Capone arrived in Chicago in 1921, bringing his entire family with him. Torrio and Capone progressively built a powerful crime syndicate that would monopolize the entire bootlegging trade in Chicago. The two men found themselves presiding over an immense empire of gangsters, which kept illegal liquor flowing in and around Chicago by paying off the local politicians and police. By 1927 it was estimated that the two men were averaging a massive $240 million in annual revenues from their gangland rackets.

By this period, Capone had now mastered the art of politics and although he was already a wealthy, powerful gangland figure, he also attempted to balance his activities. Despite his illegitimate occupation, he had become a highly visible public personality. He made daily trips to city hall, opened soup kitchens to feed the poor, and even lobbied for milk bottle dating to ensure the safety of the city’s children. City officials often were embarrassed by Capone’s political strength, so they began leveraging his illegal activities. Police raids and even intentional fires at his places of business were no match for Capone’s supremacy.

In the beginning, the public glamorized Capone’s activities and identified with him as a modern day Robin Hood. It wasn’t long, however, before public opinion started turning against him when it was believed that he had ordered the death of a famed local public prosecutor named Billy McSwiggin. The young prosecutor had earlier tried to pin the violent murder of a rival gang member on Capone. Although many argued against Al’s involvement in McSwiggin’s death, there was a great outcry over gangland violence at the time, and public sentiment went against Capone.

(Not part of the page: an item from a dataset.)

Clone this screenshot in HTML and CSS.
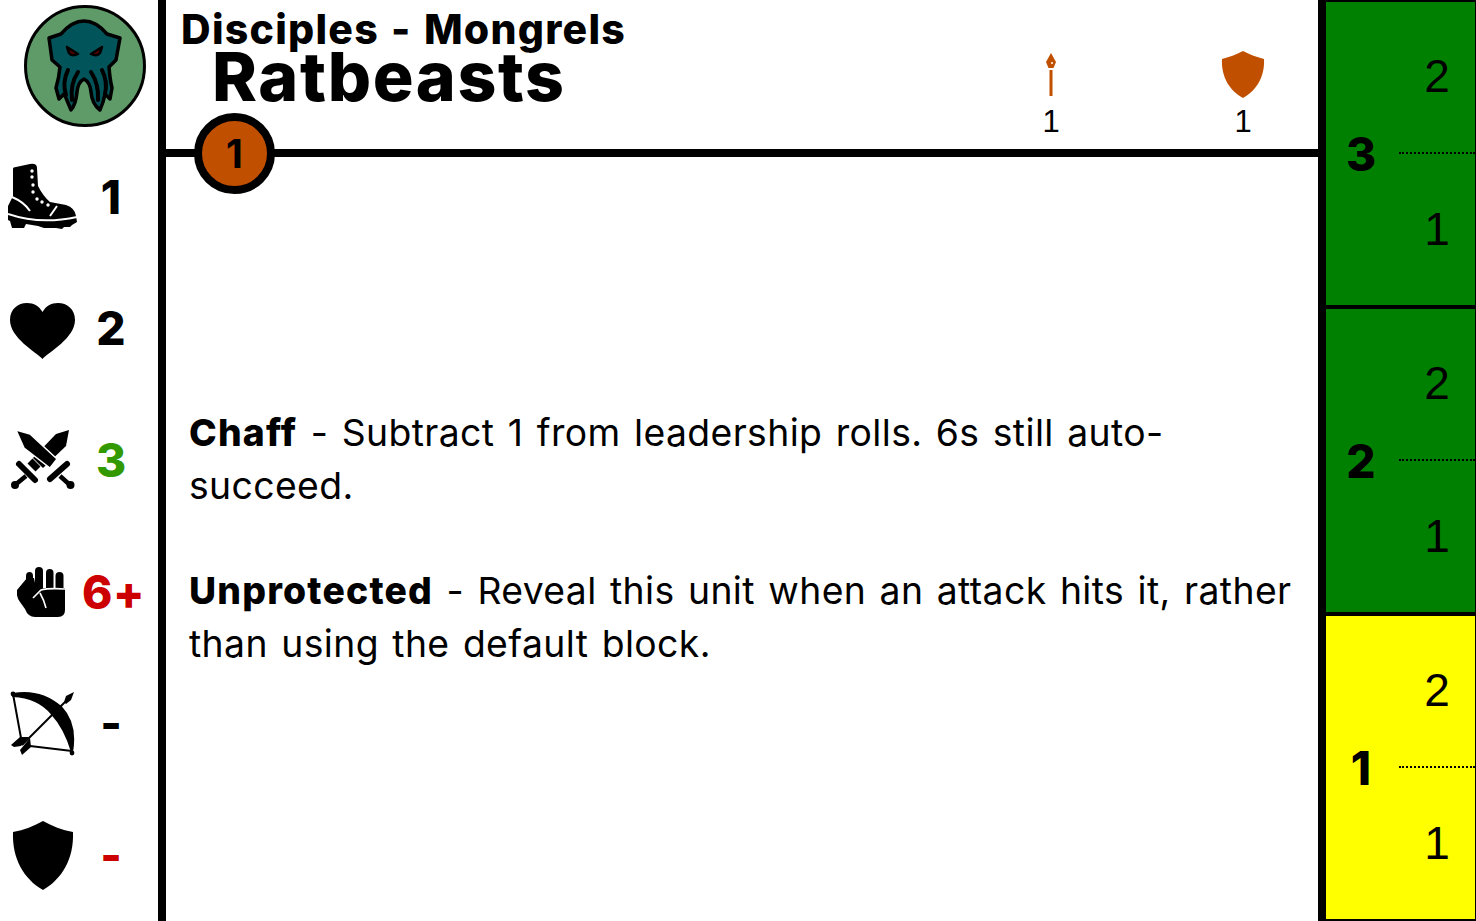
FILE: index.html
```html
<!DOCTYPE html>
<html lang="en">

<head>
    <meta charset="UTF-8">
    <title>Ratbeasts</title>
    <link rel="stylesheet" href="styles.css">
</head>

<body>
    <div class="card">
        <div class="stats">
            <div class="logo">
                <svg viewBox="24 5 122 122" width="122" height="122">
                    <circle cx="85" cy="66" r="59.5" fill="#5f9a69" stroke="#000" stroke-width="3" />
                    <path d="M49 38 L61 34 Q72 21 84 21 Q96 21 107 34 L120 38 L116 60 L109 67 Q110 80 112 88 L110 99 L105 94 L103 102 L100 110 Q92 104 91 92 Q90 82 84 79 Q78 82 77 92 Q76 104 71 110 L66 98 L64 94 L59 99 L56 88 Q59 78 60 67 L52 60 Z" fill="#00545a" stroke="#000" stroke-width="3.5" stroke-linejoin="round" />
                    <path d="M68 70 Q62 82 66 95 M102 70 Q108 82 105 94 M78 72 Q70 84 72 100 M91 72 Q99 84 98 100" fill="none" stroke="#000" stroke-width="4" stroke-linecap="round" />
                    <path d="M67 47 L78 54 Q72 57 69 53 Z M102 47 L91 54 Q97 57 100 53 Z" fill="#5c0000" stroke="#000" stroke-width="2.5" stroke-linejoin="round" />
                </svg>
            </div>
            <div class="stat">
                <svg class="icon icon-boot" viewBox="8 164 70 67" width="70" height="67">
                    <path d="M13 170 Q13 168 16 168 L30 165 Q37 164 37 169 L38 187 Q43 197 50 203 L66 206 Q75 209 76 217 L77 223 L72 226 L70 228 L64 228 L62 230 L56 229 L50 229 L44 229 L38 227 L26 225 L24 229 L12 229 L10 222 L8 221 L8 207 L13 197 Z" fill="#000" />
                    <path d="M8 215 Q40 226 77 218 M12 198 Q24 203 30 212 M50 217 L57 207" fill="none" stroke="#fff" stroke-width="2" />
                    <g fill="#fff">
                        <circle cx="32" cy="172" r="1.7" />
                        <circle cx="32" cy="178" r="1.7" />
                        <circle cx="33" cy="186" r="1.7" />
                        <circle cx="33" cy="193" r="1.7" />
                        <circle cx="37" cy="200" r="1.7" />
                        <circle cx="42" cy="203" r="1.7" />
                        <circle cx="48" cy="206" r="1.7" />
                    </g>
                </svg>
                <span class="val">1</span>
            </div>
            <div class="stat">
                <svg class="icon icon-heart" viewBox="0 0 66 57" width="66" height="57">
                    <path d="M32.5 56 C26 49 0 35 0 17 C0 6 8 0 17 0 C24 0 29 3 32.5 9 C36 3 41 0 48 0 C57 0 65 6 65 17 C65 35 39 49 32.5 56 Z" fill="#000" />
                </svg>
                <span class="val">2</span>
            </div>
            <div class="stat">
                <svg class="icon icon-swords" viewBox="10 430 66 62" width="66" height="62">
                    <path d="M69 431 L56 435 L33 459 L43 469 L66 447 Z" fill="#000" />
                    <path d="M16 431 L30 435 L57 460 L50 469 L24 449 Z" fill="#000" stroke="#fff" stroke-width="1.5" />
                    <path d="M30 462 L38 470" stroke="#000" stroke-width="7" />
                    <path d="M50 480 L67 465 M19 465 L35 481" stroke="#000" stroke-width="6" stroke-linecap="round" />
                    <path d="M60 477 L70 486 M26 477 L15 486" stroke="#000" stroke-width="4.5" />
                    <circle cx="70.5" cy="486" r="4" fill="#000" />
                    <circle cx="15" cy="486" r="4" fill="#000" />
                </svg>
                <span class="val green">3</span>
            </div>
            <div class="stat">
                <svg class="icon icon-fist" viewBox="17 566 49 52" width="49" height="52">
                    <path d="M26 590 L26 576 Q26 572 29.5 572 Q33 572 33 576 L33 590 Z" fill="#000" />
                    <rect x="35" y="567" width="8" height="26" rx="4" fill="#000" />
                    <rect x="46" y="569" width="7.5" height="24" rx="3.7" fill="#000" />
                    <rect x="55.5" y="572" width="8" height="22" rx="4" fill="#000" />
                    <path d="M27 578 L17 590 Q16 597 20 602 L25 609 Q28 617 35 617 L58 617 Q65 617 65 610 L65 588 L36 588 L34 578 Z" fill="#000" />
                    <path d="M65 589 Q48 588 41 590 L33 598 M40 593 Q44 600 46 608" fill="none" stroke="#fff" stroke-width="1.6" />
                </svg>
                <span class="val red wide">6+</span>
            </div>
            <div class="stat">
                <svg class="icon icon-bow" viewBox="10 690 66 66" width="66" height="66">
                    <path d="M13 694 Q40 689 61 707 Q77 724 72 752 Q65 728 52 714 Q38 697 13 696 Z" fill="#000" stroke="#000" stroke-width="2" stroke-linejoin="round" />
                    <path d="M13 694 L21 738 M30 746 L72 751" stroke="#000" stroke-width="2" fill="none" />
                    <path d="M22 745 L65 702" stroke="#000" stroke-width="2" />
                    <path d="M64 702 L66 696 L74 692 L71 700 L66 704 Z" fill="#000" />
                    <path d="M11 745 L20 737 L29 737 L21 746 L14 747 Z M20 750 L30 738 L31 747 L22 755 Z" fill="#000" />
                    <circle cx="13" cy="694" r="2.4" fill="#000" />
                    <circle cx="72" cy="753" r="2.4" fill="#000" />
                </svg>
                <span class="val">-</span>
            </div>
            <div class="stat">
                <svg class="icon icon-shield" viewBox="0 0 62 70" width="62" height="70">
                    <path d="M31 0 C40 5 50 9 61 11 C62 38 50 58 31 69 C12 58 0 38 1 11 C12 9 22 5 31 0 Z" fill="#000" />
                </svg>
                <span class="val red">-</span>
            </div>
        </div>

        <div class="main">
            <header class="head">
                <div class="names">
                    <div class="faction">Disciples - Mongrels</div>
                    <h1 class="title">Ratbeasts</h1>
                </div>
                <div class="gear gear-spear">
                    <svg viewBox="0 0 12 44" width="12" height="44">
                        <path d="M6 0 L11 9 L8.5 15 L3.5 15 L1 9 Z" fill="#c14f00" />
                        <path d="M6 17 L6 43" stroke="#c14f00" stroke-width="3" />
                        <circle cx="7" cy="10" r="1" fill="#fff" />
                    </svg>
                    <span>1</span>
                </div>
                <div class="gear gear-shield">
                    <svg viewBox="0 0 44 48" width="44" height="48">
                        <path d="M22 0 C28 3 35 6 43 8 C44 26 35 40 22 47 C9 40 0 26 1 8 C9 6 16 3 22 0 Z" fill="#c14f00" />
                    </svg>
                    <span>1</span>
                </div>
                <div class="cost">1</div>
            </header>
            <div class="rules">
                <div>
                    <b>Chaff</b> - Subtract 1 from leadership rolls. 6s still auto-succeed.<br><br>
                    <b>Unprotected</b> - Reveal this unit when an attack hits it, rather than using the default block.
                </div>
            </div>
        </div>

        <div class="track">
            <div class="seg green-bg">
                <div class="seg-num">3</div>
                <div class="seg-vals">
                    <div>2</div>
                    <div>1</div>
                </div>
            </div>
            <div class="seg green-bg">
                <div class="seg-num">2</div>
                <div class="seg-vals">
                    <div>2</div>
                    <div>1</div>
                </div>
            </div>
            <div class="seg yellow-bg">
                <div class="seg-num">1</div>
                <div class="seg-vals">
                    <div>2</div>
                    <div>1</div>
                </div>
            </div>
        </div>
    </div>
</body>

</html>
```

FILE: styles.css
```css
html,
body {
    margin: 0;
    padding: 0;
    height: 100%;
    background-color: #fff;
    color: #000;
    font-family: Inter, "Liberation Sans", sans-serif;
}

.card {
    display: flex;
    height: 921px;
    overflow: hidden;
}

.stats {
    width: 158px;
    flex: none;
    border-right: 8px solid #000;
    display: flex;
    flex-direction: column;
}

.logo {
    height: 131px;
    display: flex;
    justify-content: flex-end;
    align-items: flex-start;
    padding: 5px 12px 0 0;
    box-sizing: border-box;
}

.stat {
    height: 132px;
    display: flex;
    align-items: center;
    position: relative;
}

.icon {
    flex: none;
}

.icon-boot {
    margin-left: 8px;
}

.icon-heart {
    margin: 6px 0 0 10px;
}

.icon-swords {
    margin-left: 10px;
}

.icon-fist {
    margin-left: 17px;
}

.icon-bow {
    margin-left: 10px;
}

.icon-shield {
    margin: 2px 0 0 12px;
}

.val {
    position: absolute;
    left: 82px;
    width: 58px;
    text-align: center;
    font-size: 46px;
    font-weight: 800;
}

.val.wide {
    left: 82px;
    width: 60px;
    letter-spacing: 0.5px;
}

.green {
    color: #339900;
}

.red {
    color: #cc0000;
}

.main {
    flex: 1;
    display: flex;
    flex-direction: column;
    min-width: 0;
}

.head {
    height: 149px;
    flex: none;
    border-bottom: 8px solid #000;
    position: relative;
    display: flex;
}

.names {
    flex: 1;
    padding-left: 15px;
}

.faction {
    font-size: 41px;
    font-weight: 800;
    line-height: 46px;
    margin-top: 6px;
    letter-spacing: 1.25px;
    word-spacing: 2px;
}

.title {
    font-size: 68px;
    font-weight: 800;
    line-height: 56px;
    margin: -4px 0 0 31px;
    letter-spacing: 1.6px;
}

.gear {
    width: 60px;
    display: flex;
    flex-direction: column;
    align-items: center;
    justify-content: flex-end;
    font-family: "Liberation Sans", sans-serif;
    font-size: 31px;
    height: 139px;
    position: relative;
    left: 1px;
}

.gear svg {
    display: block;
    margin-bottom: 6px;
}

.gear-spear svg {
    margin-bottom: 8px;
}

.gear span {
    line-height: 34px;
}

.gear-spear {
    margin-right: 132px;
}

.gear-shield {
    margin-right: 46px;
}

.cost {
    position: absolute;
    left: 28px;
    top: 113px;
    width: 65px;
    height: 65px;
    border: 8px solid #000;
    border-radius: 50%;
    background-color: #c14f00;
    text-align: center;
    line-height: 65px;
    font-size: 39px;
    font-weight: 700;
}

.rules {
    flex: 1;
    display: flex;
    flex-direction: column;
    justify-content: center;
    padding: 0 20px 0 23px;
    font-size: 37.3px;
    line-height: 52.8px;
    letter-spacing: 0.4px;
    word-spacing: 2.5px;
}

.rules b {
    font-weight: 800;
    letter-spacing: 1.2px;
}

.track {
    width: 149px;
    flex: none;
    border-left: 8px solid #000;
    border-right: 1px solid #000;
    display: flex;
    flex-direction: column;
}

.seg {
    flex: 1;
    display: flex;
    border-top: 2px solid #000;
    border-bottom: 2px solid #000;
}

.green-bg {
    background-color: #008000;
}

.yellow-bg {
    background-color: #ffff00;
}

.seg-num {
    width: 70px;
    display: flex;
    align-items: center;
    justify-content: center;
    font-size: 46px;
    font-weight: 800;
}

.seg-vals {
    flex: 1;
    padding-left: 3px;
    display: flex;
    flex-direction: column;
    font-family: "Liberation Sans", sans-serif;
    font-size: 46px;
}

.seg-vals div {
    height: 50%;
    box-sizing: border-box;
    display: flex;
    align-items: center;
    justify-content: center;
}

.seg-vals div:first-child {
    border-bottom: 2px dotted #000;
    padding-bottom: 2px;
}
```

Capone quickly went into hiding, fearing he would be tried for McSwiggin’s murder. He remained out of sight for nearly three months, and then after realizing he couldn’t live the remainder of his life underground, he negotiated his own surrender to the Chicago Police. The authorities eventually recognized that they lacked sufficient evidence to bring Capone to trial, and though the decision proved very unpopular with the public, he was eventually set free. The community was outraged and law officials were left publicly embarrassed by the incident. “Big Al” had become one of the most powerful crime czars in Chicago. It was said that Capone was now larger than life, and more powerful than the Mayor himself.

By 1929 Capone’s personal empire was worth over $62 million and he was ready to wage war on his most prominent bootlegging rival, George “Bugs” Moran. Bugs was another of Chicago’s principal gangsters. He was known to talk openly against Capone and he maintained an attitude of spiteful arrogance that was said to anger Capone so much that Moran became one of Al’s regular topics of discussion. It was rumored that Capone gave orders to take Bugs down by assassinating his gang members from the bottom up, not stopping until they reached Bugs himself.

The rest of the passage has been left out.